We recently saw the Alaska Mileage Plan program overhauled, with all-new redemption rates for award travel. As part of this, Alaska Airlines is introducing Global Getaways, a quarterly promotion offering discounted award travel, with savings of up to 50%. In some cases the discount will be on a specific partner airline, while in other cases it will be on specific routes or to specific destinations.
The program has just unveiled the details of its first Global Getaways offer…
In this post:
Save on Mileage Plan awards to beach destinations
For the first Alaska Mileage Plan Global Getaways promotion, you can save up to 50% on award travel to select destinations:
- This is valid for bookings made throughout April 2024
- This is valid for travel in September through November 2024
- This is valid specifically for redemptions in economy and premium economy, and not for redemptions in business class or first class
- You can receive discounts as long as you’re traveling to one of the eligible destinations, as it doesn’t matter where you’re originating or which airline you’re flying
The theme for the first Global Getaways promotion is “exotic, sunny beach escapes.” So with this sale, you can save on one-way redemptions with any of Alaska’s partner airlines to the following destinations:
- Tahiti, French Polynesia: now starting at 20,000 miles instead of 30,000 miles
- Nadi, Fiji: now starting at 20,000 miles instead of 37,500 miles
- Nassau, Bahamas: now starting at 15,000 miles instead of 17,500 miles
- Zanzibar, Tanzania: now starting at 30,000 miles instead of 42,500 miles
- Malé, Maldives: now starting at 30,000 miles instead of 42,500 miles
- Bali/Denpasar, Indonesia: now starting at 30,000 miles instead of 42,500 miles
My take on Alaska’s first Global Getaways promotion
I very much appreciate Alaska Mileage Plan’s creativity with this new quarterly promotion, as nowadays it’s pretty rare to see programs offer partner award sales. Now, admittedly I wish there weren’t quite as many restrictions in terms of the booking period, travel period, the class of service limitations, and the one-way discount, but still, there will be value here for many, and it’s better than nothing.
For example, being able to redeem just 20,000 miles for Fiji Airways economy from Los Angeles to Nadi is quite a good deal.
I’d say this is a great start to this promotion, and I’m curious to see how the Global Getaways concept evolves over time. This is basically Alaska’s version of Air France-KLM Flying Blue Promo Rewards or Singapore KrisFlyer Spontaneous Escapes, except the promotion is quarterly (rather than monthly), and it applies for travel on partner airlines (rather than for travel on the program’s airline).
Bottom line
Alaska Mileage Plan has launched its new Global Getaways promotion, which is a quarterly redemption deal offering up to a 50% discount on awards. To kick this off, you can save miles on economy and premium economy tickets to sunny destinations, for bookings in April, and for travel in September through November.

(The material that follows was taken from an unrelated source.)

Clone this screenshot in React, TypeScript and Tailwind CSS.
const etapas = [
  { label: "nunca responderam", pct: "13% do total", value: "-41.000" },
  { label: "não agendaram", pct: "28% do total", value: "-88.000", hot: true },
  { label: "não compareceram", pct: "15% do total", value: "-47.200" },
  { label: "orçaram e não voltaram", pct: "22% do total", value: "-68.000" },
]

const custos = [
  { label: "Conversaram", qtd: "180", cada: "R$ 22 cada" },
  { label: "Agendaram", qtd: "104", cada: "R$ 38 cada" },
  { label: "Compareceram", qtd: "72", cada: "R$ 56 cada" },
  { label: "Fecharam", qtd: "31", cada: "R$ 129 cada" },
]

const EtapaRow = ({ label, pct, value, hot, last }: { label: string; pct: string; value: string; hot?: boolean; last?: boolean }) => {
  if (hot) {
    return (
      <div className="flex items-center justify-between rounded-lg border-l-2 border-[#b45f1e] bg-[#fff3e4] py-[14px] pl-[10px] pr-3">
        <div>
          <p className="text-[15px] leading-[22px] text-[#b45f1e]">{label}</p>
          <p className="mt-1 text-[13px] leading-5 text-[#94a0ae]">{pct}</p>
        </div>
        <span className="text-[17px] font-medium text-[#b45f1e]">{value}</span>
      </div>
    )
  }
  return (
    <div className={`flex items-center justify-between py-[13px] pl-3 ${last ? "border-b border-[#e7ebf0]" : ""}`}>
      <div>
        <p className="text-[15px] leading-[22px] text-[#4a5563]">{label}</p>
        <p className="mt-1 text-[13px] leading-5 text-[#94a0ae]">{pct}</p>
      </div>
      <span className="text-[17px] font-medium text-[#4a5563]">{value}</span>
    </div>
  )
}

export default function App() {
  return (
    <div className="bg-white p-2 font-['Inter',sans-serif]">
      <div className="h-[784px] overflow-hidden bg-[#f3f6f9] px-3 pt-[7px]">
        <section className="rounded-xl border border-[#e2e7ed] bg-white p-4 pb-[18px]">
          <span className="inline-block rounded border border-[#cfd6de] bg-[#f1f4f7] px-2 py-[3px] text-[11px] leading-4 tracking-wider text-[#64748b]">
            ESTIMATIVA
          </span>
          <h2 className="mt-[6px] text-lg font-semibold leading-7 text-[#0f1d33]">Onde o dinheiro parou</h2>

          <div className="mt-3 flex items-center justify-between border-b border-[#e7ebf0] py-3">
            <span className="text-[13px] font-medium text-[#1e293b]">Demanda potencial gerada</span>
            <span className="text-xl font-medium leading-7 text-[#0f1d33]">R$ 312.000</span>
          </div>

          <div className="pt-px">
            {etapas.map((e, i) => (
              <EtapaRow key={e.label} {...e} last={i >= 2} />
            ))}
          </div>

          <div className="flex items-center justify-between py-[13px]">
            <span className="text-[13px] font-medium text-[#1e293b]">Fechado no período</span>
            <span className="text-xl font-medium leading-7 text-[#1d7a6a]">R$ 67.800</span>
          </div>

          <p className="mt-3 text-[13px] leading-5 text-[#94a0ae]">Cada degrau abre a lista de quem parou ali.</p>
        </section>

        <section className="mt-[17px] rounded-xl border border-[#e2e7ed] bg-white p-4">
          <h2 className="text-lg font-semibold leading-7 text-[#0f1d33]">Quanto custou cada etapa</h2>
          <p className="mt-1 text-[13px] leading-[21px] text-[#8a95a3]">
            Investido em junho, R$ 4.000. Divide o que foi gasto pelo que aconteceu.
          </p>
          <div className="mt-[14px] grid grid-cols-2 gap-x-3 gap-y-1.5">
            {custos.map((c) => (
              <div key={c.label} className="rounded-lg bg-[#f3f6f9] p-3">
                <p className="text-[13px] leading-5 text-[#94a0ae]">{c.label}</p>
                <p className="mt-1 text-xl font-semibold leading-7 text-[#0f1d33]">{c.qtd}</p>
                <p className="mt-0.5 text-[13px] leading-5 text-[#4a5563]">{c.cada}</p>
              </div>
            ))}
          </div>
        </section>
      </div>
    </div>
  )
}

While this won’t be useful for everyone, I imagine some people will get significant value from this.
What do you make of Alaska’s Global Getaways promotion?

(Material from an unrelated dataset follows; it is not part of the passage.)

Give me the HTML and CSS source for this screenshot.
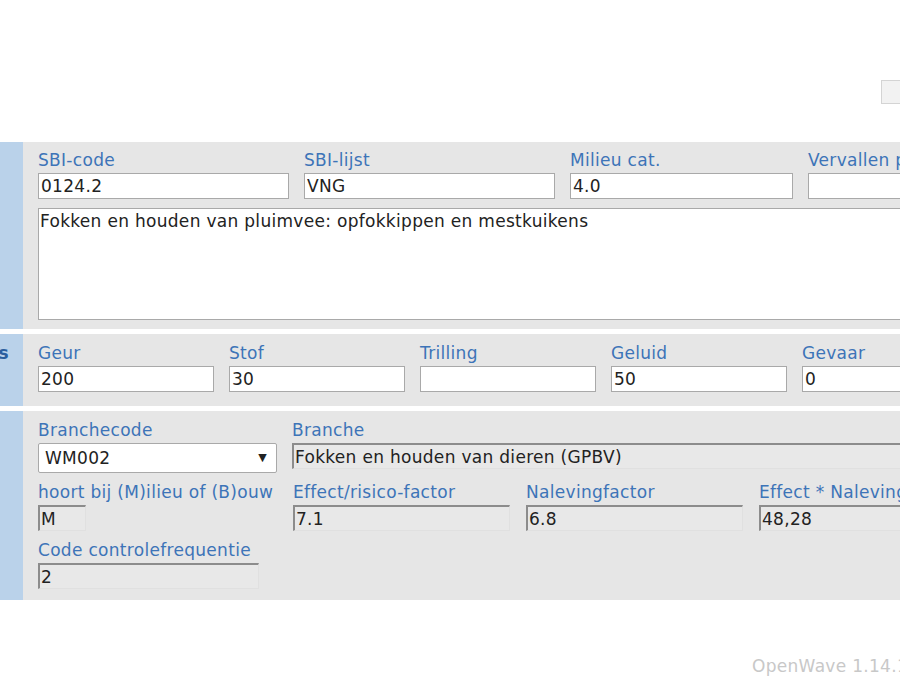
FILE: index.html
```html
<!DOCTYPE html>
<html lang="nl">
<head>
    <meta charset="UTF-8">
    <title>Activiteit - SBI</title>
    <link rel="stylesheet" href="styles.css">
</head>
<body>
    <div class="page">
        <div class="topbar">
            <button class="btn">Opslaan</button>
        </div>

        <!-- SBI -->
        <div class="section">
            <div class="side"></div>
            <div class="panel">
                <div class="row sbi">
                    <div class="field">
                        <label>SBI-code</label>
                        <input type="text" value="0124.2">
                    </div>
                    <div class="field">
                        <label>SBI-lijst</label>
                        <input type="text" value="VNG">
                    </div>
                    <div class="field">
                        <label>Milieu cat.</label>
                        <input type="text" value="4.0">
                    </div>
                    <div class="field">
                        <label>Vervallen per</label>
                        <input type="text" value="">
                    </div>
                </div>
                <textarea class="omschrijving">Fokken en houden van pluimvee: opfokkippen en mestkuikens</textarea>
            </div>
        </div>

        <!-- Afstanden -->
        <div class="section">
            <div class="side"><span class="side-title">Afstanden in meters</span></div>
            <div class="panel panel-mid">
                <div class="row afstanden">
                    <div class="field">
                        <label>Geur</label>
                        <input type="text" value="200">
                    </div>
                    <div class="field">
                        <label>Stof</label>
                        <input type="text" value="30">
                    </div>
                    <div class="field">
                        <label>Trilling</label>
                        <input type="text" value="">
                    </div>
                    <div class="field">
                        <label>Geluid</label>
                        <input type="text" value="50">
                    </div>
                    <div class="field">
                        <label>Gevaar</label>
                        <input type="text" value="0">
                    </div>
                </div>
            </div>
        </div>

        <!-- Branche -->
        <div class="section">
            <div class="side"></div>
            <div class="panel panel-last">
                <div class="branche">
                    <div class="field">
                        <label>Branchecode</label>
                        <div class="select-wrap">
                            <select>
                                <option>WM002</option>
                            </select>
                            <span class="arrow">&#9660;</span>
                        </div>
                    </div>
                    <div class="field span3">
                        <label>Branche</label>
                        <input type="text" class="readonly" value="Fokken en houden van dieren (GPBV)" readonly>
                    </div>

                    <div class="field">
                        <label>hoort bij (M)ilieu of (B)ouw</label>
                        <input type="text" class="readonly small" value="M" readonly>
                    </div>
                    <div class="field">
                        <label>Effect/risico-factor</label>
                        <input type="text" class="readonly" value="7.1" readonly>
                    </div>
                    <div class="field">
                        <label>Nalevingfactor</label>
                        <input type="text" class="readonly" value="6.8" readonly>
                    </div>
                    <div class="field">
                        <label>Effect * Naleving</label>
                        <input type="text" class="readonly" value="48,28" readonly>
                    </div>

                    <div class="field">
                        <label>Code controlefrequentie</label>
                        <input type="text" class="readonly medium" value="2" readonly>
                    </div>
                </div>
            </div>
        </div>

        <div class="footer">OpenWave 1.14.1</div>
    </div>
</body>
</html>
```

FILE: styles.css
```css
* {
    box-sizing: border-box;
}

html, body {
    margin: 0;
    padding: 0;
    overflow: hidden;
}

body {
    font-family: "DejaVu Sans", Verdana, sans-serif;
    font-size: 17px;
    letter-spacing: 0.3px;
    color: #222;
    background: #fff;
}

.page {
    width: 1000px;
}

.topbar {
    height: 142px;
    padding-top: 80px;
    padding-left: 881px;
}

.btn {
    width: 100px;
    height: 24px;
    background: #f2f2f2;
    border: 1px solid #d4d4d4;
    color: #666;
    font-family: inherit;
    font-size: 14px;
}

.section {
    display: flex;
    margin-bottom: 5px;
}

.side {
    width: 23px;
    flex-shrink: 0;
    background: #bad2ea;
    display: flex;
    justify-content: flex-end;
    overflow: hidden;
    padding-right: 14px;
}

.side-title {
    font-weight: bold;
    color: #2c5f9e;
    white-space: nowrap;
    margin-top: 9px;
    line-height: 20px;
}

.panel {
    flex: 1;
    background: #e6e6e6;
    padding: 8px 0 9px 15px;
}

.panel-mid {
    padding-top: 9px;
    padding-bottom: 14px;
}

.panel-last {
    padding-top: 9px;
    padding-bottom: 11px;
}

.row {
    display: grid;
    column-gap: 15px;
}

.sbi {
    grid-template-columns: 251px 251px 223px 251px;
}

.afstanden {
    grid-template-columns: repeat(5, 176px);
}

.field {
    display: flex;
    flex-direction: column;
    align-items: flex-start;
}

.field label {
    color: #3d74b8;
    line-height: 20px;
    height: 20px;
    margin-bottom: 3px;
    white-space: nowrap;
}

input {
    width: 100%;
    height: 26px;
    border: 1px solid #a9a9a9;
    background: #fff;
    font-family: inherit;
    font-size: 17px;
    letter-spacing: 0.3px;
    color: #222;
    padding: 0 2px;
    margin: 0;
}

input.readonly {
    background: #e8e8e8;
    border-style: solid;
    border-width: 2px 1px 1px 2px;
    border-color: #8c8c8c #e0e0e0 #e0e0e0 #8c8c8c;
    padding-left: 1px;
}

input.small {
    width: 48px;
}

input.medium {
    width: 221px;
}

.omschrijving {
    display: block;
    width: 880px;
    height: 112px;
    margin-top: 9px;
    border: 1px solid #a9a9a9;
    background: #fff;
    font-family: inherit;
    font-size: 17px;
    letter-spacing: 0.3px;
    color: #222;
    padding: 2px 1px;
    resize: none;
    line-height: 20px;
}

.branche {
    display: grid;
    grid-template-columns: 239px 217px 217px 217px;
    column-gap: 16px;
    row-gap: 9px;
}

.branche .field:first-child {
    margin-right: -1px;
}

.span3 {
    grid-column: span 3;
    margin-left: -1px;
}

.select-wrap {
    position: relative;
    width: 239px;
}

select {
    appearance: none;
    -webkit-appearance: none;
    width: 100%;
    height: 30px;
    border: 1px solid #a9a9a9;
    border-radius: 2px;
    background: #fff;
    font-family: inherit;
    font-size: 17px;
    letter-spacing: 0.3px;
    color: #222;
    padding: 0 6px;
    margin: 0;
}

.arrow {
    position: absolute;
    right: 10px;
    top: 8px;
    font-size: 11px;
    color: #222;
    pointer-events: none;
}

.footer {
    width: 900px;
    margin-top: 56px;
    padding-left: 752px;
    color: #c8c8c8;
    white-space: nowrap;
}
```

This feels like the dad who divorced his wife, the next day drives up in a mid-life crisis car and tries to impress his teenagers. “See? I still got it!”
No you don’t Alaska. We moved on.
lololol realising they've gutted their free points printing money making machine revenue line they're now doing this?
30,000 miles US to Bali one way in economy on Qatar is a decent deal. It may be cheaper than some flights to Hawaii.
Frankly it appears to be more smoke n mirrors. I have been booking forward trips to Europe the redemption is through the roof in some cases, example 100K for coach SFO to LHR in May. Going further into the year and next premium coach is there for 280K on Aer Lingus yes coach does drop off at times. Maybe this is to pay for the $5 month program!!
I think they need to iron out some kinks. I am looking at business class award from Hong Kong to Seoul on Korean for 15,000 Alaska miles but when I add the 200 mile segment from Seoul to Busan the price jumps to 64,000 miles in coach and 130,000 miles in business LOL
I did pay the $5 on exactly this theory. I didn't get an email about this.
Although I got a second wifi code yesterday (one on April 1, another on April 2) so I guess there is some reason to expect a good faith mistake? Maybe?